The spike in global food prices in 2007-08 was a wake-up call for the international community, highlighting the inadequacies of our global food system. Commodity prices soared, the number of hungry people worldwide topped one billion, and food riots broke out in a number of developing countries. A second price spike in 2010-11 drove the annual global food import bill to $1.3 trillion. A third spike in 2012-13, prompted by drought in the U.S. Midwest, deepened concerns that global policies guiding agricultural development, trade and food security are deeply flawed.

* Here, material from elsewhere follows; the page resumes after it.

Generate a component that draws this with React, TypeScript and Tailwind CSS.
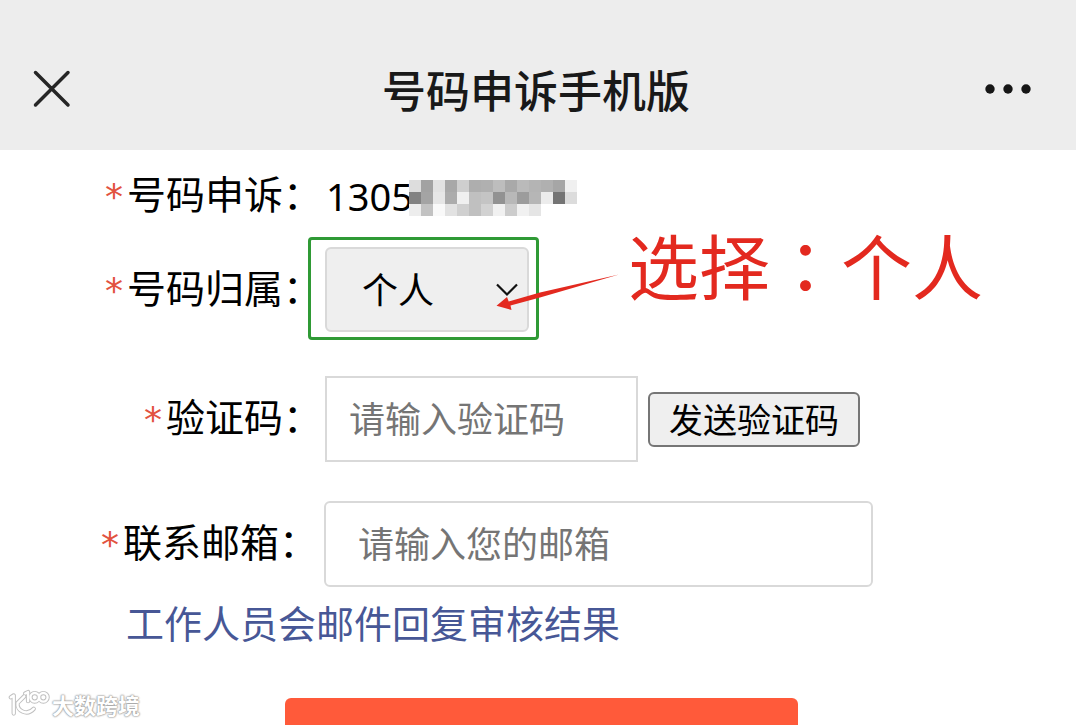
import type { ReactNode } from "react";

const MOSAIC: string[][] = [
  ["#dddddd", "#a2a2a2", "#e2e2e2", "#a8a8a8", "#cfcfcf", "#aeaeae", "#b0b0b0", "#bdbdbd", "#a9a9a9", "#bababa", "#b4b4b4", "#b0b0b0", "#a6a6a6", "#f0f0f0"],
  ["#828282", "#a4a4a4", "#e6e6e6", "#acacac", "#f0f0f0", "#c0c0c0", "#c4c4c4", "#929292", "#b8b8b8", "#9c9c9c", "#b6b6b6", "#ececec", "#747474", "#dcdcdc"],
  ["#ededed", "#c2c2c2", "#f9f9f9", "#e2e2e2", "#d0d0d0", "#c0c0c0", "#d2d2d2", "#f1f1f1", "#cccccc", "#f1f1f1", "#e5e5e5", "#ffffff", "#ffffff", "#ffffff"],
];

function Caption({ htmlFor, children }: { htmlFor?: string; children: ReactNode }) {
  const inner = (
    <>
      <span className="mr-1 font-['DejaVu_Sans'] text-[36px] leading-none text-[#e2533f]">*</span>
      {children}：
    </>
  );
  const look = "flex w-[322px] shrink-0 items-baseline justify-end pb-2 whitespace-nowrap text-[39px] leading-[56px]";
  return htmlFor ? (
    <label htmlFor={htmlFor} className={look}>{inner}</label>
  ) : (
    <span className={look}>{inner}</span>
  );
}

function Watermark() {
  const strokes = (
    <>
      <path d="M3 8 L6 6 V25" />
      <path d="M17 7 L10 14 C9 22 20 28 27 20" />
      <path d="M18 4 L21 2.500 V12" />
      <circle cx="28" cy="8" r="4.500" />
      <circle cx="37" cy="8" r="4.500" />
    </>
  );
  return (
    <div className="absolute bottom-1.5 left-2 flex items-center gap-0.5 opacity-90">
      <svg width="42" height="30" viewBox="0 0 44 30" fill="none" strokeLinecap="round" strokeLinejoin="round" aria-hidden="true">
        <g stroke="#b9b9b9" strokeWidth="4.500">{strokes}</g>
        <g stroke="#ffffff" strokeWidth="2.500">{strokes}</g>
      </svg>
      <span className="text-[22px] leading-[30px] font-bold text-white [text-shadow:0_0_2px_#888,0_0_2px_#999,0_0_1px_#999]">
        大数跨境
      </span>
    </div>
  );
}

export default function App() {
  return (
    <div
      lang="zh-CN"
      className="relative flex h-screen flex-col overflow-hidden bg-white font-['Noto_Sans_CJK_SC',sans-serif] text-black"
    >
      <header className="flex shrink-0 items-center justify-between bg-[#ededed] pt-[56px] pr-11 pb-[28px] pl-8">
        <button type="button" aria-label="关闭" className="w-14">
          <svg width="40" height="40" viewBox="0 0 40 40" stroke="#262626" strokeWidth="3.500" strokeLinecap="round" aria-hidden="true">
            <path d="M3.500 3.500 L36 36 M36 3.500 L3.500 36" />
          </svg>
        </button>
        <h1 className="text-[44px] leading-[66px] font-medium text-[#191919]">号码申诉手机版</h1>
        <button type="button" aria-label="更多" className="w-12">
          <svg width="48" height="12" viewBox="0 0 48 12" fill="#161616" aria-hidden="true">
            <circle cx="6" cy="6" r="4.700" />
            <circle cx="24" cy="6" r="4.700" />
            <circle cx="42" cy="6" r="4.700" />
          </svg>
        </button>
      </header>

      <form className="flex flex-col" onSubmit={(e) => e.preventDefault()}>
        <div className="mt-3.5 flex items-center gap-1">
          <Caption>号码申诉</Caption>
          <span className="flex items-center">
            <span className="font-['Noto_Sans'] text-[38px] leading-[56px]">1305</span>
            <svg width="168" height="36" viewBox="0 0 168 36" shapeRendering="crispEdges" className="mt-1 -ml-1" aria-hidden="true">
              {MOSAIC.map((row, y) =>
                row.map((fill, x) => <rect key={`${x}-${y}`} x={x * 12} y={y * 12} width="12" height="12" fill={fill} />),
              )}
            </svg>
          </span>
        </div>

        <div className="mt-[19px] flex items-center gap-[3px]">
          <Caption htmlFor="owner">号码归属</Caption>
          <div className="relative">
            <select
              id="owner"
              className="h-[85px] w-[204px] appearance-none rounded-md border-2 border-[#d9d9d9] bg-[#efefef] pb-1 pl-[35px] text-[36px] text-black outline-none"
            >
              <option>个人</option>
            </select>
            <svg
              width="24"
              height="16"
              viewBox="0 0 24 16"
              fill="none"
              stroke="#111111"
              strokeWidth="2.200"
              className="pointer-events-none absolute top-[35px] right-2.5"
              aria-hidden="true"
            >
              <path d="M2 2.500 L12 12.500 L22 2.500" />
            </svg>
            <div className="pointer-events-none absolute -top-2.5 -right-2.5 -bottom-2 -left-[17px] rounded-sm border-3 border-[#2f9a35]" />
            <svg
              width="126"
              height="40"
              viewBox="495 272 126 40"
              fill="#e3291f"
              className="pointer-events-none absolute top-[25px] left-[170px]"
              aria-hidden="true"
            >
              <path d="M496.500 305.700 L507 297 L508.700 301.500 L540 292.500 L619 274.500 L540 297.500 L510.500 305.500 L511.500 310 Z" />
            </svg>
            <p className="pointer-events-none absolute -top-9 left-[303px] text-[71px] leading-[104px] whitespace-nowrap text-[#e3291f]">
              选择
              <span lang="zh-TW" className="font-['Noto_Sans_CJK_TC',sans-serif]">：</span>
              个人
            </p>
          </div>
        </div>

        <div className="mt-11 flex items-center gap-[3px]">
          <Caption htmlFor="code">验证码</Caption>
          <input
            id="code"
            placeholder="请输入验证码"
            className="h-[86px] w-full max-w-[313px] border-2 border-[#d9d9d9] px-[22px] pb-1 text-[36px] outline-none placeholder:text-[#757575]"
          />
          <button
            type="button"
            className="ml-[7px] h-[55px] w-[212px] shrink-0 rounded-md border-2 border-[#767676] bg-[#efefef] text-[34px] leading-[50px]"
          >
            发送验证码
          </button>
        </div>

        <div className="mt-[39px] flex items-center gap-1.5">
          <div className="-ml-1">
            <Caption htmlFor="mail">联系邮箱</Caption>
          </div>
          <input
            id="mail"
            type="email"
            placeholder="请输入您的邮箱"
            className="h-[86px] w-full max-w-[549px] rounded-md border-2 border-[#d9d9d9] px-8 pb-1 text-[36px] outline-none placeholder:text-[#757575]"
          />
        </div>

        <p className="mt-[7px] pl-[126px] text-[38px] leading-[56px] text-[#475796]">工作人员会邮件回复审核结果</p>

        <div className="mt-12 pl-1.5">
          <button
            type="submit"
            aria-label="提交"
            className="mx-auto block h-24 w-full max-w-[513px] rounded-md bg-[#ff5a3a]"
          />
        </div>
      </form>

      <Watermark />
    </div>
  );
}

National and global policy responses to these food price crises largely have left unresolved its structural causes, which include misguided biofuels policies and the deregulation of finance. Meanwhile, increasing investment in agricultural development in developing countries has focused on promotion of large-scale, industrial agriculture with heavy use of imported seeds and chemical inputs, including transnational land acquisitions that often are denounced as “land grabbing.”

Trade policies have favored these trends in the name of market liberalization. The ongoing conflicts in the World Trade Organization over India’s National Food Security Act, and in El Salvador over the government’s policy of procuring seeds from local farmers rather than multinational firms, illustrate the resulting tensions. New trade agreements such as the Transatlantic Trade and Investment Partnership and the Trans Pacific Partnership threaten to bring further restrictions on national autonomy.

Senior Research Fellow Timothy A. Wise of PERI's program on development, peacebuilding and the environment analyzes these issues, building on his work on the global food crisis, research supported by an Open Society Fellowship, and collaborative work with Jeronim Capaldo and UNCTAD to develop new and more realistic trade models based on the UN’s Global Policy Model.